▶
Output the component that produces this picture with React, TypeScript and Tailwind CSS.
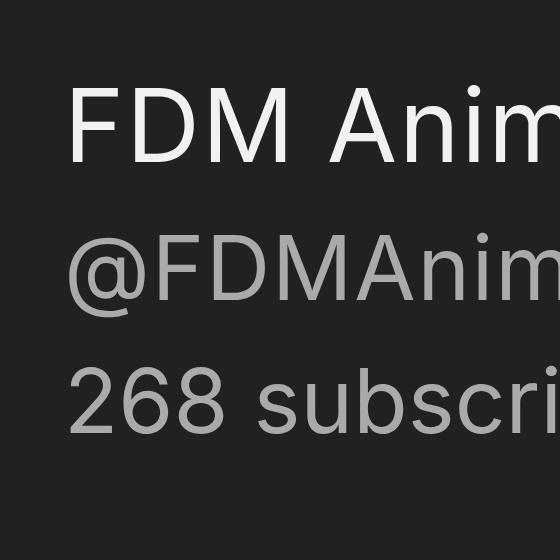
export default function App() {
  return (
    <div className="w-[560px] h-[560px] overflow-hidden bg-[#212121] font-['Inter',sans-serif]">
      <div className="flex flex-col pl-[64px] pt-[73px] whitespace-nowrap">
        <h1 className="text-[102px] leading-[104px] tracking-[0.02em] text-[#f1f1f1] font-normal">FDM Animations</h1>
        <div className="mt-[46px] text-[89px] leading-[89px] tracking-[0.02em] text-[#aaaaaa]">@FDMAnimations</div>
        <div className="mt-[44px] text-[89px] leading-[89px] text-[#aaaaaa]">268 subscribers</div>
      </div>
    </div>
  );
}
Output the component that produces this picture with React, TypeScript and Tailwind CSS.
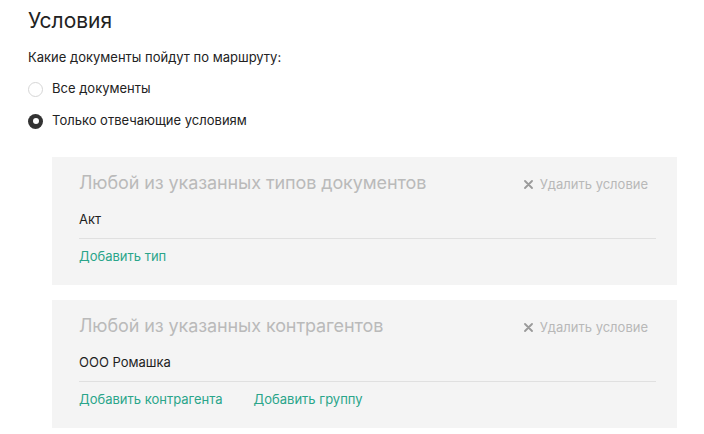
import React from "react";

function Radio({ checked, label }: { checked?: boolean; label: string }) {
  return (
    <div className="flex items-center h-[20px]">
      {checked ? (
        <span className="w-[15px] h-[15px] rounded-full bg-[#333333] flex items-center justify-center">
          <span className="w-[6px] h-[6px] rounded-full bg-white" />
        </span>
      ) : (
        <span className="w-[15px] h-[15px] rounded-full border border-[#d6d6d6] bg-white" />
      )}
      <span className="ml-[9px] text-[13px] text-[#222222]">{label}</span>
    </div>
  );
}

function Card({ title, item, links }: { title: string; item: string; links: string[] }) {
  return (
    <div className="bg-[#f4f4f4] pl-[27px] pr-[21px] pt-[13px] pb-[18px]">
      <div className="flex items-center justify-between h-[24px]">
        <span className="text-[18px] text-[#bababa] tracking-[-0.1px]">{title}</span>
        <span className="flex items-center mr-[8px] pt-[5px] text-[13px] text-[#b8b8b8]">
          <svg width="9" height="9" viewBox="0 0 9 9" className="mr-[7px]">
            <path d="M1 1 L8 8 M8 1 L1 8" stroke="#9a9a9a" strokeWidth="1.8" strokeLinecap="round" />
          </svg>
          Удалить условие
        </span>
      </div>
      <div className="mt-[16px] h-[20px] flex items-center text-[13px] text-[#1e1e1e]">{item}</div>
      <div className="mt-[8px] border-t border-[#e0e0e0]" />
      <div className="mt-[8px] h-[20px] flex items-center gap-[31px] text-[13px] text-[#2aa58a]">
        {links.map((l) => (
          <span key={l}>{l}</span>
        ))}
      </div>
    </div>
  );
}

export default function App() {
  return (
    <div className="w-[704px] h-[434px] bg-white overflow-hidden pl-[28px] pr-[27px]" style={{ fontFamily: "Inter, 'Noto Sans', sans-serif" }}>
      <div className="pt-[8px] h-[34px] flex items-center text-[21px] text-[#222222]">Условия</div>
      <div className="mt-[14px] h-[20px] flex items-center text-[13px] text-[#222222]">Какие документы пойдут по маршруту:</div>
      <div className="mt-[11px]">
        <Radio label="Все документы" />
      </div>
      <div className="mt-[12px]">
        <Radio checked label="Только отвечающие условиям" />
      </div>
      <div className="ml-[24px] mt-[26px] flex flex-col gap-[15px]">
        <Card title="Любой из указанных типов документов" item="Акт" links={["Добавить тип"]} />
        <Card title="Любой из указанных контрагентов" item="ООО Ромашка" links={["Добавить контрагента", "Добавить группу"]} />
      </div>
    </div>
  );
}
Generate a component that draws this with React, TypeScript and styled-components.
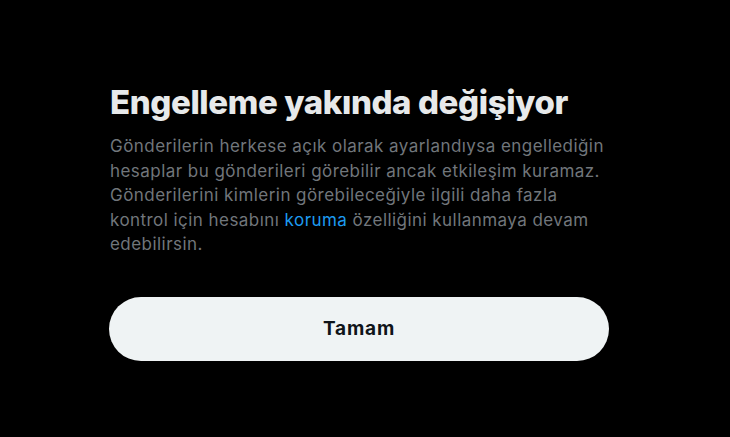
import React from 'react';
import styled, { createGlobalStyle } from 'styled-components';

const GlobalStyle = createGlobalStyle`
    html, body {
        margin: 0;
        padding: 0;
        background: #000000;
    }
    body {
        font-family: Inter, "Noto Sans", "DejaVu Sans", sans-serif;
        -webkit-font-smoothing: antialiased;
    }
`;

const Page = styled.div`
    width: 730px;
    height: 437px;
    background: #000000;
    box-sizing: border-box;
    padding: 84px 0 0 109px;
`;

const Dialog = styled.div`
    width: 500px;
    display: flex;
    flex-direction: column;
`;

const Title = styled.h1`
    margin: 0 0 0 1px;
    font-size: 33px;
    line-height: 36px;
    font-weight: 800;
    color: #e7e9ea;
    letter-spacing: -0.4px;
    white-space: nowrap;
`;

const Body = styled.p`
    margin: 14px 0 0 1px;
    font-size: 17px;
    line-height: 24.5px;
    font-weight: 400;
    color: #71767b;
    letter-spacing: 0.45px;
    white-space: nowrap;
`;

const Link = styled.a`
    color: #1d9bf0;
    text-decoration: none;
    cursor: pointer;
`;

const Button = styled.button`
    margin-top: 40px;
    width: 500px;
    height: 64px;
    border: none;
    border-radius: 32px;
    background: #eff3f4;
    color: #0f1419;
    font-family: inherit;
    font-size: 19px;
    font-weight: 700;
    letter-spacing: 0.8px;
    cursor: pointer;
`;

export default function App() {
    return (
        <>
            <GlobalStyle />
            <Page>
                <Dialog>
                    <Title>Engelleme yakında değişiyor</Title>
                    <Body>
                        Gönderilerin herkese açık olarak ayarlandıysa engellediğin<br />
                        hesaplar bu gönderileri görebilir ancak etkileşim kuramaz.<br />
                        Gönderilerini kimlerin görebileceğiyle ilgili daha fazla<br />
                        kontrol için hesabını <Link>koruma</Link> özelliğini kullanmaya devam<br />
                        edebilirsin.
                    </Body>
                    <Button>Tamam</Button>
                </Dialog>
            </Page>
        </>
    );
}
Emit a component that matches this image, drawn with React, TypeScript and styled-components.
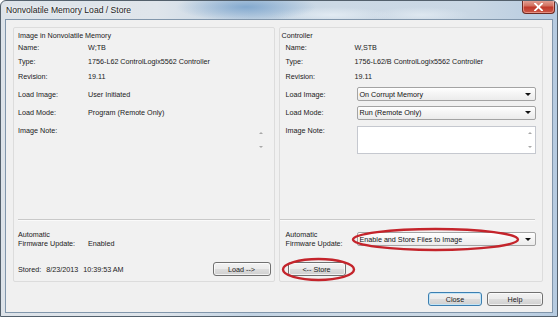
◀
** OBJECTIVE **
Make an exact copy of all entries above, dropping the images.

** THE COMPLETED TASK **
Output the component that produces this picture with React, TypeScript and Tailwind CSS.
export default function App() {
  return (
    <div className="w-[560px] h-[560px] overflow-hidden bg-[#212121] font-['Inter',sans-serif]">
      <div className="flex flex-col pl-[64px] pt-[73px] whitespace-nowrap">
        <h1 className="text-[102px] leading-[104px] tracking-[0.02em] text-[#f1f1f1] font-normal">FDM Animations</h1>
        <div className="mt-[46px] text-[89px] leading-[89px] tracking-[0.02em] text-[#aaaaaa]">@FDMAnimations</div>
        <div className="mt-[44px] text-[89px] leading-[89px] text-[#aaaaaa]">268 subscribers</div>
      </div>
    </div>
  );
}
Output the component that produces this picture with React, TypeScript and Tailwind CSS.
import React from "react";

function Radio({ checked, label }: { checked?: boolean; label: string }) {
  return (
    <div className="flex items-center h-[20px]">
      {checked ? (
        <span className="w-[15px] h-[15px] rounded-full bg-[#333333] flex items-center justify-center">
          <span className="w-[6px] h-[6px] rounded-full bg-white" />
        </span>
      ) : (
        <span className="w-[15px] h-[15px] rounded-full border border-[#d6d6d6] bg-white" />
      )}
      <span className="ml-[9px] text-[13px] text-[#222222]">{label}</span>
    </div>
  );
}

function Card({ title, item, links }: { title: string; item: string; links: string[] }) {
  return (
    <div className="bg-[#f4f4f4] pl-[27px] pr-[21px] pt-[13px] pb-[18px]">
      <div className="flex items-center justify-between h-[24px]">
        <span className="text-[18px] text-[#bababa] tracking-[-0.1px]">{title}</span>
        <span className="flex items-center mr-[8px] pt-[5px] text-[13px] text-[#b8b8b8]">
          <svg width="9" height="9" viewBox="0 0 9 9" className="mr-[7px]">
            <path d="M1 1 L8 8 M8 1 L1 8" stroke="#9a9a9a" strokeWidth="1.8" strokeLinecap="round" />
          </svg>
          Удалить условие
        </span>
      </div>
      <div className="mt-[16px] h-[20px] flex items-center text-[13px] text-[#1e1e1e]">{item}</div>
      <div className="mt-[8px] border-t border-[#e0e0e0]" />
      <div className="mt-[8px] h-[20px] flex items-center gap-[31px] text-[13px] text-[#2aa58a]">
        {links.map((l) => (
          <span key={l}>{l}</span>
        ))}
      </div>
    </div>
  );
}

export default function App() {
  return (
    <div className="w-[704px] h-[434px] bg-white overflow-hidden pl-[28px] pr-[27px]" style={{ fontFamily: "Inter, 'Noto Sans', sans-serif" }}>
      <div className="pt-[8px] h-[34px] flex items-center text-[21px] text-[#222222]">Условия</div>
      <div className="mt-[14px] h-[20px] flex items-center text-[13px] text-[#222222]">Какие документы пойдут по маршруту:</div>
      <div className="mt-[11px]">
        <Radio label="Все документы" />
      </div>
      <div className="mt-[12px]">
        <Radio checked label="Только отвечающие условиям" />
      </div>
      <div className="ml-[24px] mt-[26px] flex flex-col gap-[15px]">
        <Card title="Любой из указанных типов документов" item="Акт" links={["Добавить тип"]} />
        <Card title="Любой из указанных контрагентов" item="ООО Ромашка" links={["Добавить контрагента", "Добавить группу"]} />
      </div>
    </div>
  );
}
Generate a component that draws this with React, TypeScript and styled-components.
import React from 'react';
import styled, { createGlobalStyle } from 'styled-components';

const GlobalStyle = createGlobalStyle`
    html, body {
        margin: 0;
        padding: 0;
        background: #000000;
    }
    body {
        font-family: Inter, "Noto Sans", "DejaVu Sans", sans-serif;
        -webkit-font-smoothing: antialiased;
    }
`;

const Page = styled.div`
    width: 730px;
    height: 437px;
    background: #000000;
    box-sizing: border-box;
    padding: 84px 0 0 109px;
`;

const Dialog = styled.div`
    width: 500px;
    display: flex;
    flex-direction: column;
`;

const Title = styled.h1`
    margin: 0 0 0 1px;
    font-size: 33px;
    line-height: 36px;
    font-weight: 800;
    color: #e7e9ea;
    letter-spacing: -0.4px;
    white-space: nowrap;
`;

const Body = styled.p`
    margin: 14px 0 0 1px;
    font-size: 17px;
    line-height: 24.5px;
    font-weight: 400;
    color: #71767b;
    letter-spacing: 0.45px;
    white-space: nowrap;
`;

const Link = styled.a`
    color: #1d9bf0;
    text-decoration: none;
    cursor: pointer;
`;

const Button = styled.button`
    margin-top: 40px;
    width: 500px;
    height: 64px;
    border: none;
    border-radius: 32px;
    background: #eff3f4;
    color: #0f1419;
    font-family: inherit;
    font-size: 19px;
    font-weight: 700;
    letter-spacing: 0.8px;
    cursor: pointer;
`;

export default function App() {
    return (
        <>
            <GlobalStyle />
            <Page>
                <Dialog>
                    <Title>Engelleme yakında değişiyor</Title>
                    <Body>
                        Gönderilerin herkese açık olarak ayarlandıysa engellediğin<br />
                        hesaplar bu gönderileri görebilir ancak etkileşim kuramaz.<br />
                        Gönderilerini kimlerin görebileceğiyle ilgili daha fazla<br />
                        kontrol için hesabını <Link>koruma</Link> özelliğini kullanmaya devam<br />
                        edebilirsin.
                    </Body>
                    <Button>Tamam</Button>
                </Dialog>
            </Page>
        </>
    );
}
Emit a component that matches this image, drawn with React, TypeScript and styled-components.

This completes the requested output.